* Begin RECORDS FOR THIS EXERCISE *

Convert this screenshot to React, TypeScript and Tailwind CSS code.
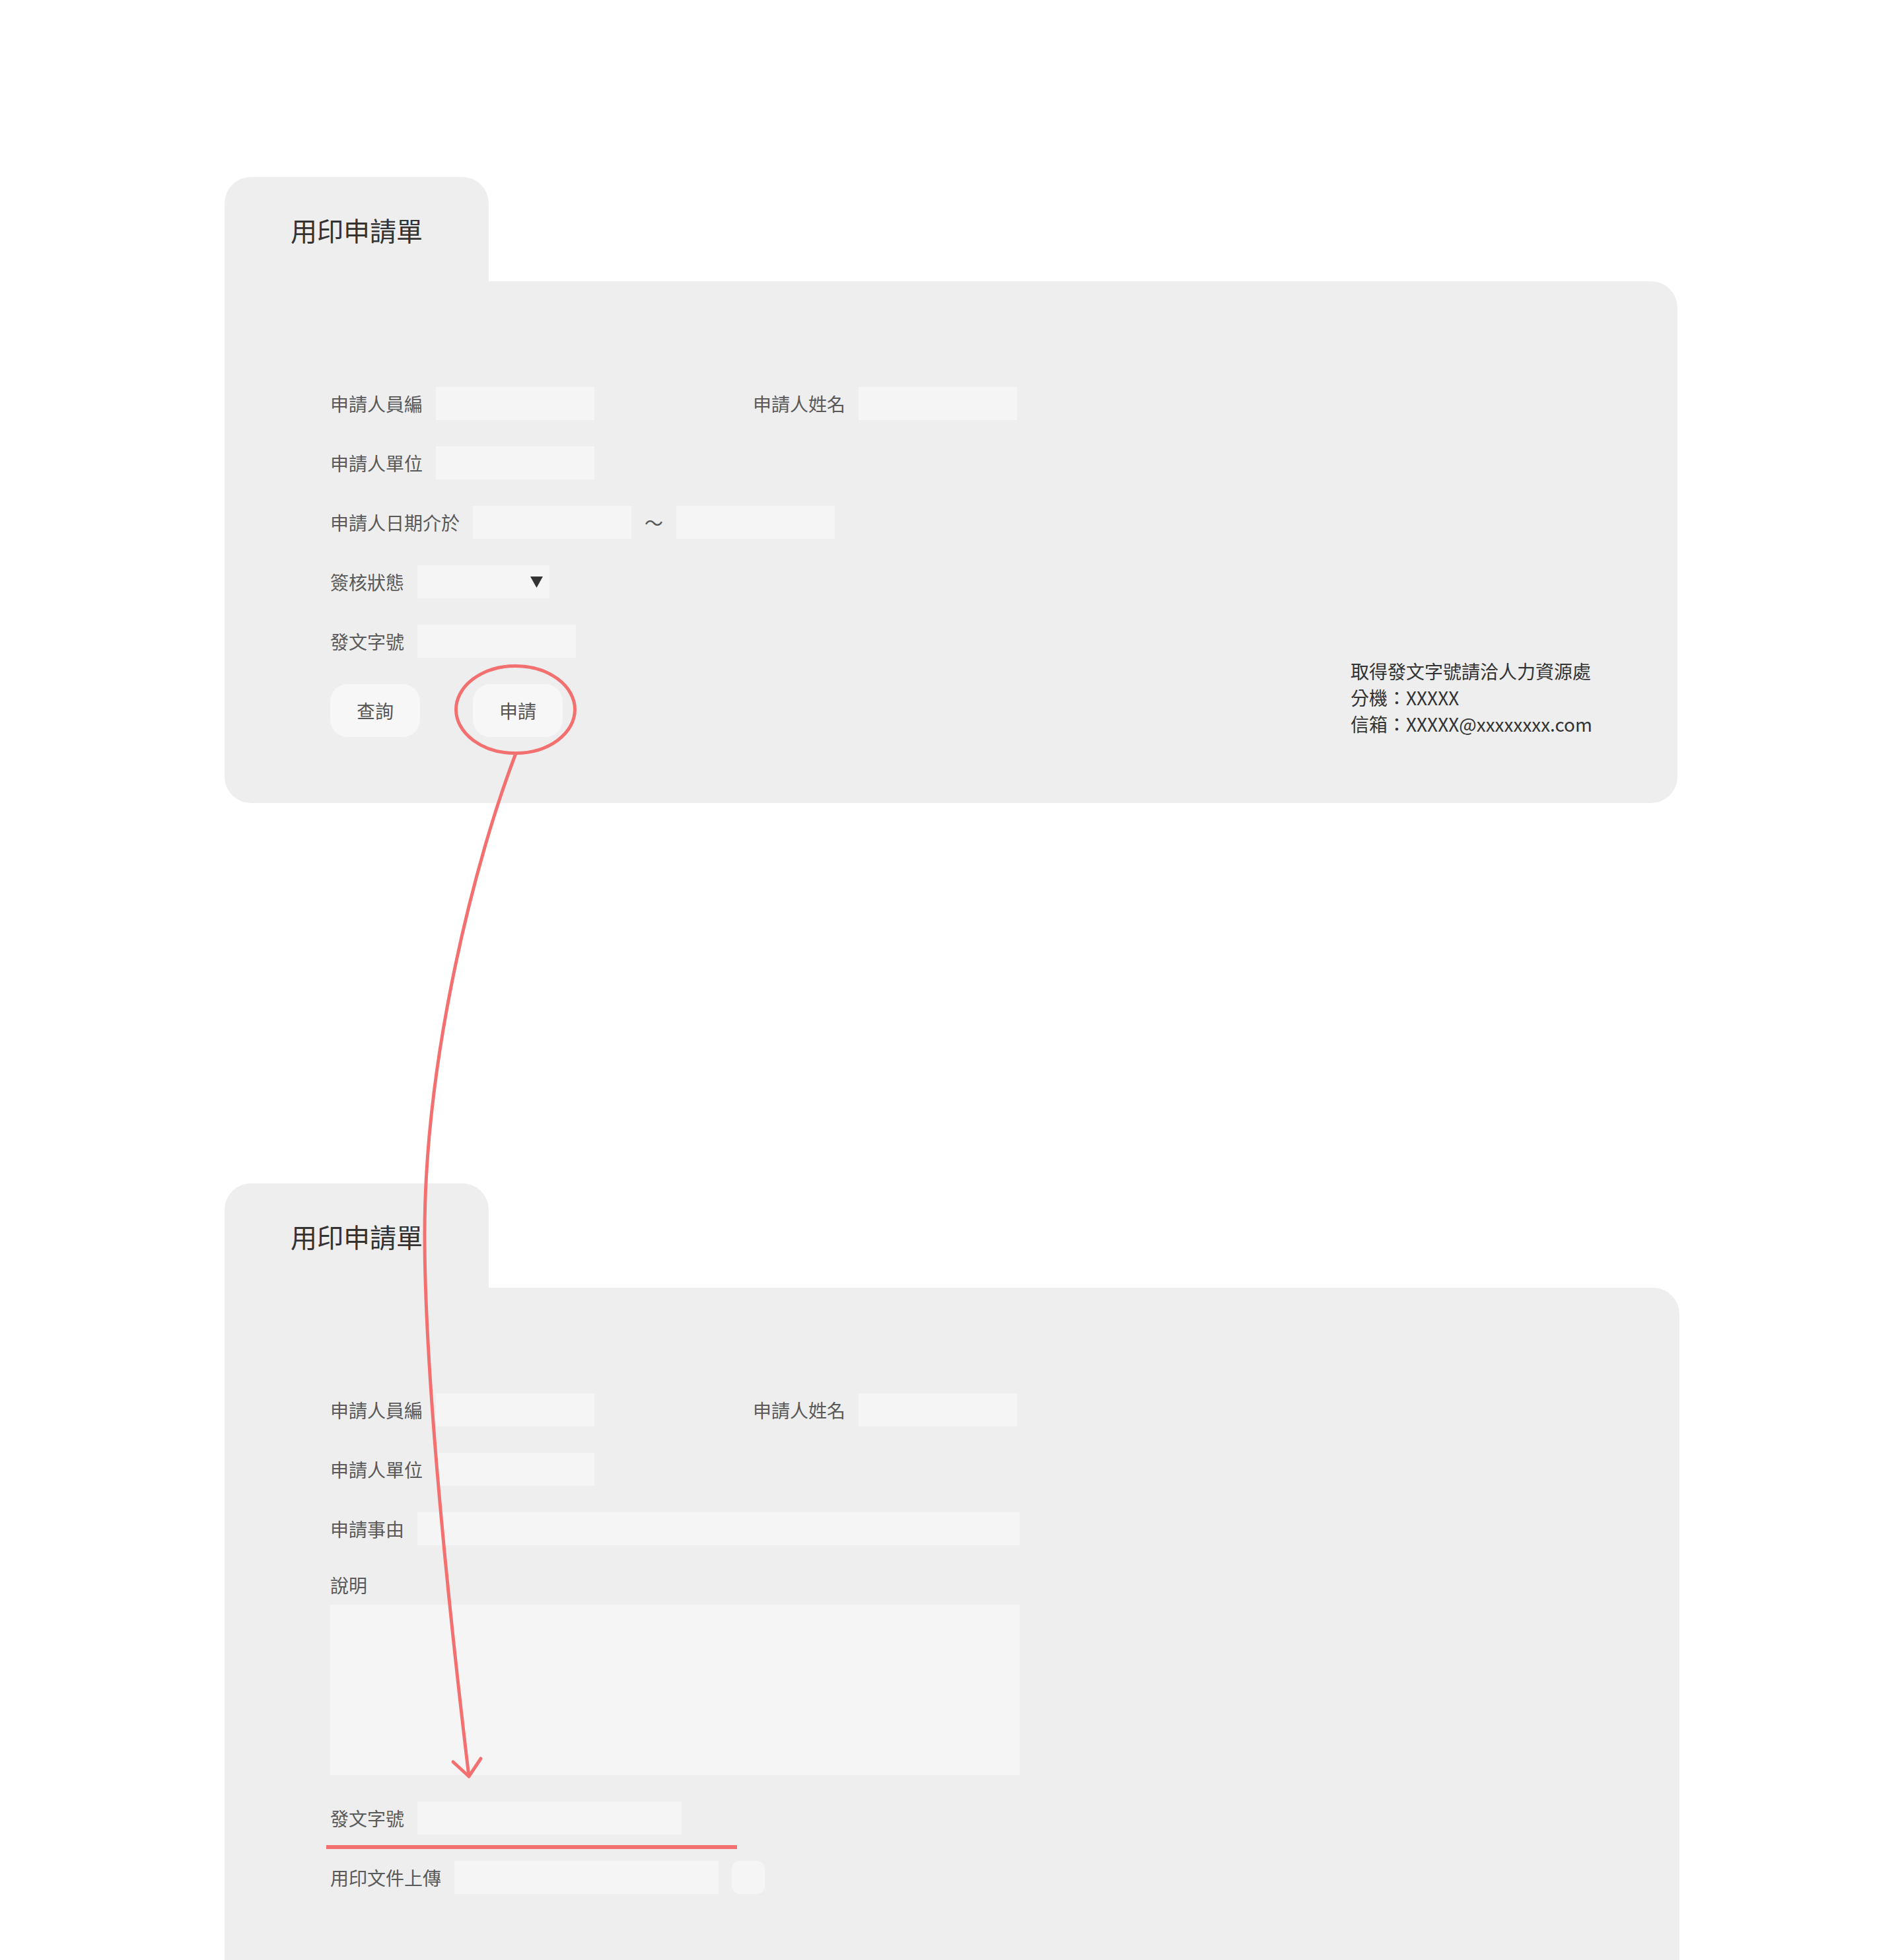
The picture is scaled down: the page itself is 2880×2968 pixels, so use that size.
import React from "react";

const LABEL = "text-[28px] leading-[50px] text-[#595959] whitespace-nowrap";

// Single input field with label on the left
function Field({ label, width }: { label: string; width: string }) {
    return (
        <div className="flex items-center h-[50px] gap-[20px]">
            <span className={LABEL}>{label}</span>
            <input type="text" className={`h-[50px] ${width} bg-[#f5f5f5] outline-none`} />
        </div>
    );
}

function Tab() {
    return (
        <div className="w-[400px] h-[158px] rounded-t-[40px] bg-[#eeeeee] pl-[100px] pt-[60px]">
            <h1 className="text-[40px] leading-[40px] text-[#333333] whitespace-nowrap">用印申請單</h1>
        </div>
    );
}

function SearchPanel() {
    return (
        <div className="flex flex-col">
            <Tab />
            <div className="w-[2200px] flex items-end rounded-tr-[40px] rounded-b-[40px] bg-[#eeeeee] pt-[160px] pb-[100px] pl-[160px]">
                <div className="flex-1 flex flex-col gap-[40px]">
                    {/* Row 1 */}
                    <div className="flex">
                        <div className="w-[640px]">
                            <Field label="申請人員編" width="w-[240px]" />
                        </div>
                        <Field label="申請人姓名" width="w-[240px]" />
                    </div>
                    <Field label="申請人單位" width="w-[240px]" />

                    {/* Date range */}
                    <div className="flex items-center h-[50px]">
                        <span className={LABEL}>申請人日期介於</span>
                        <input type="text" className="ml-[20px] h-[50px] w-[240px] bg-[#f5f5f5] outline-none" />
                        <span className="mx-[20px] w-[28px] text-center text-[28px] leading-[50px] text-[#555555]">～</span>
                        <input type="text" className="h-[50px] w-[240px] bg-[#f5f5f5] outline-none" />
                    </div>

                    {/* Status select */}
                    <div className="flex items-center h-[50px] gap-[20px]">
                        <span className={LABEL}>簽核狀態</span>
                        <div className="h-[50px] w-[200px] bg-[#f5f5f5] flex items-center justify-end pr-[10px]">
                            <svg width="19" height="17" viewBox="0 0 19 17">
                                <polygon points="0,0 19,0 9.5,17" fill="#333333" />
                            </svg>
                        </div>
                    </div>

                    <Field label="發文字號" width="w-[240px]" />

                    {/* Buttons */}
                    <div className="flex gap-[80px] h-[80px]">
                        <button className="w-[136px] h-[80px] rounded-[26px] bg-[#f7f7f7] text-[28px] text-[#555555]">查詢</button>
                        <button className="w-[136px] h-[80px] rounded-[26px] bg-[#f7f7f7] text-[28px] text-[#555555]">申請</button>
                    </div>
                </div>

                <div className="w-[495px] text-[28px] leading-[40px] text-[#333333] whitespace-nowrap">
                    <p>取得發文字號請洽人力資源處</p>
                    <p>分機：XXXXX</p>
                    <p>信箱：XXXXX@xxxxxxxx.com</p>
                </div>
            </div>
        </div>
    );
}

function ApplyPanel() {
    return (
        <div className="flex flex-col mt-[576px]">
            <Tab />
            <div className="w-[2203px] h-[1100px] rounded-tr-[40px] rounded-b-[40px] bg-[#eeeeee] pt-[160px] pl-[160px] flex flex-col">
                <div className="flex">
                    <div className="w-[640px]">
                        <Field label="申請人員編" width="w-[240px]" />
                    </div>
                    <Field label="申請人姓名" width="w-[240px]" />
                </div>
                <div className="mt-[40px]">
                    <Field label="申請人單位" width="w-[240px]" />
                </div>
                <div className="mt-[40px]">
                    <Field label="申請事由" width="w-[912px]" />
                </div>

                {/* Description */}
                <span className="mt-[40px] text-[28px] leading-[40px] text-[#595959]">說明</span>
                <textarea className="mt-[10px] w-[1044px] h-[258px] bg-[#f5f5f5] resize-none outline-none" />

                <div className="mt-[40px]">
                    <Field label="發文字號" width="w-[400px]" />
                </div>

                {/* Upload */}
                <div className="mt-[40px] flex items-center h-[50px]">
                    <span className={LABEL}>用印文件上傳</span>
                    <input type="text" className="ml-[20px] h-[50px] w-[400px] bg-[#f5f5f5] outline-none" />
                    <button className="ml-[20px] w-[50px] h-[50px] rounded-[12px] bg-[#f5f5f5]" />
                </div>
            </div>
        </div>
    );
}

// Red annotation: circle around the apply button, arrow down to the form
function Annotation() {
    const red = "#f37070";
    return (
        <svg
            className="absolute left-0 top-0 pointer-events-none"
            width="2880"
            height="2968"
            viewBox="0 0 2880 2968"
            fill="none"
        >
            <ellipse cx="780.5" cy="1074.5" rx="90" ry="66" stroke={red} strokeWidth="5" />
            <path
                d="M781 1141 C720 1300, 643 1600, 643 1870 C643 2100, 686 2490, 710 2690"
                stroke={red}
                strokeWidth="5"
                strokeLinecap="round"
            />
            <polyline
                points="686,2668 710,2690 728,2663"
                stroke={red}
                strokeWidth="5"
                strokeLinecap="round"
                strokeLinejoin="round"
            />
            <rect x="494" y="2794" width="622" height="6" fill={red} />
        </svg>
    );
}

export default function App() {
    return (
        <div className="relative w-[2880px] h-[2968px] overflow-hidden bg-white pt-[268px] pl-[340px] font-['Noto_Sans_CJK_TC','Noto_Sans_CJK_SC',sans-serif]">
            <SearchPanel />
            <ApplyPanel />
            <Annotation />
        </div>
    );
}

* End RECORDS FOR THIS EXERCISE *
* Begin RECORDS FOR THIS EXERCISE *

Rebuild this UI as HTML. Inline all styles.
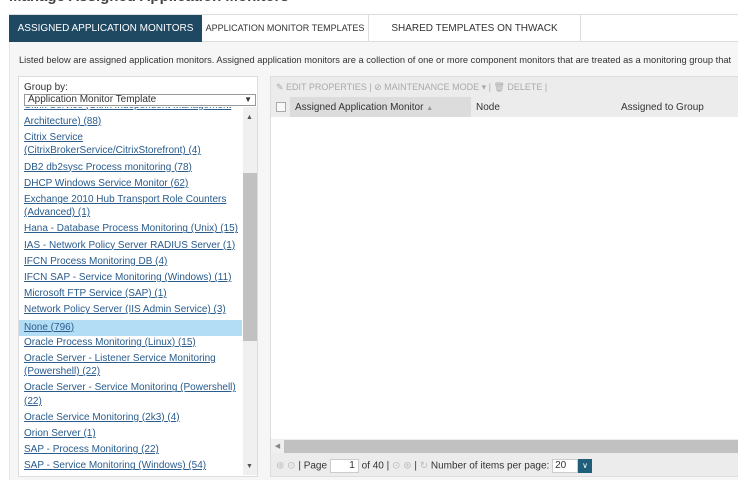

* End RECORDS FOR THIS EXERCISE *
* Begin RECORDS FOR THIS EXERCISE *

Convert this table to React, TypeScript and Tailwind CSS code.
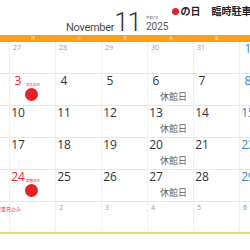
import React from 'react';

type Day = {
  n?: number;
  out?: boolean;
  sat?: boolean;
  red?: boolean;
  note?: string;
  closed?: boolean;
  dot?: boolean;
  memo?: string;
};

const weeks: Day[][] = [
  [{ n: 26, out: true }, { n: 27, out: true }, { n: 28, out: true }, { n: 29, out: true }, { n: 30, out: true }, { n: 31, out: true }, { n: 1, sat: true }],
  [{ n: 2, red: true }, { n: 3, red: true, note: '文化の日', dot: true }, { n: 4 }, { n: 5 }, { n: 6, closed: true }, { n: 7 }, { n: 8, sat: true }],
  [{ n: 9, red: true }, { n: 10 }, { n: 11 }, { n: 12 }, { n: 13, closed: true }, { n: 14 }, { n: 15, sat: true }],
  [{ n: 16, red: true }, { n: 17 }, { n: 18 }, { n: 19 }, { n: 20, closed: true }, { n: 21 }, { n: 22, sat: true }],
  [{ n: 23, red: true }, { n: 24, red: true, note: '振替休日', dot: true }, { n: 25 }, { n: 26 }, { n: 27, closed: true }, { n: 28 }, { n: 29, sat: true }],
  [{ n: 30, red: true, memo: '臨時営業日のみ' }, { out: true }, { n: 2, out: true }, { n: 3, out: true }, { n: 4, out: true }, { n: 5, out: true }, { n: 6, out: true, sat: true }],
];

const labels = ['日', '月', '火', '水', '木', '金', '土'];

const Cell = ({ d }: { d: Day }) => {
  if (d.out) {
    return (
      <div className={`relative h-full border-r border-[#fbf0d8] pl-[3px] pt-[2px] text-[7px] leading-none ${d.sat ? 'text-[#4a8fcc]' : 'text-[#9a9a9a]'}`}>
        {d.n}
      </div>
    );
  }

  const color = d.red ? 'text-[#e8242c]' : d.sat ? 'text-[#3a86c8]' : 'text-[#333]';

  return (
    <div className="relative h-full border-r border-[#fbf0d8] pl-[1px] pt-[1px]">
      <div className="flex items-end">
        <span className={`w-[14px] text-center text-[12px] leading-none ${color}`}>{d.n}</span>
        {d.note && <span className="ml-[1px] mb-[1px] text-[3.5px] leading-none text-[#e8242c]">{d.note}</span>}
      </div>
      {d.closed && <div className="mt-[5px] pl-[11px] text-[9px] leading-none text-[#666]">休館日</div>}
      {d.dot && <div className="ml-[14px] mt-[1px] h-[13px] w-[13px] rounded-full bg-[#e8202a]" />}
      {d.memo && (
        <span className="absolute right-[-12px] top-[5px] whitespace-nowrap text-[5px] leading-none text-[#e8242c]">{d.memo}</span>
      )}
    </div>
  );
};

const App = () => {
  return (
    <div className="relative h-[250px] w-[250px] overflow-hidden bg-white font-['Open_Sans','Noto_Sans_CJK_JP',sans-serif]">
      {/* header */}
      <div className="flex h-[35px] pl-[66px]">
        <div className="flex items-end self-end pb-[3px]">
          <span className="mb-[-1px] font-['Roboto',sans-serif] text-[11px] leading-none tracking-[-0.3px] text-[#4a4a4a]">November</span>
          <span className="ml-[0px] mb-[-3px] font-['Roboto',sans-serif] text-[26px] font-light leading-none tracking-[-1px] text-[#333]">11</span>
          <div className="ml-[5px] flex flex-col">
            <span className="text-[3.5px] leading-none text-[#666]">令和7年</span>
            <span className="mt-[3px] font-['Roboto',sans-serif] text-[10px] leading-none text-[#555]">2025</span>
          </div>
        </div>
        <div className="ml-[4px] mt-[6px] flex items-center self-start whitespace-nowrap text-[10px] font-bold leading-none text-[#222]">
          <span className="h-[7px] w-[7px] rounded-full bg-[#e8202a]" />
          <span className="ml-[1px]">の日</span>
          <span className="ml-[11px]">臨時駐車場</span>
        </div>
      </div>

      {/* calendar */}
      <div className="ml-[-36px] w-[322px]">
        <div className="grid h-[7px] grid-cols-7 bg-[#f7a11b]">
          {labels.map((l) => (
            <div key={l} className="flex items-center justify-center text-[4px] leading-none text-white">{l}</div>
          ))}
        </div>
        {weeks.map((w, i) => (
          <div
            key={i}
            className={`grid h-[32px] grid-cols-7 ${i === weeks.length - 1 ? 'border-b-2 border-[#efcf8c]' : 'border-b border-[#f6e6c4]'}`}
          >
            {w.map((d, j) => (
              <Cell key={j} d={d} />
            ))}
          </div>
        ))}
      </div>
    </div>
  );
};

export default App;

* End RECORDS FOR THIS EXERCISE *

Within the listing above, find every line containing the string "Tailwind" and return it.

FULL RESPONSE =
Convert this screenshot to React, TypeScript and Tailwind CSS code.
Convert this table to React, TypeScript and Tailwind CSS code.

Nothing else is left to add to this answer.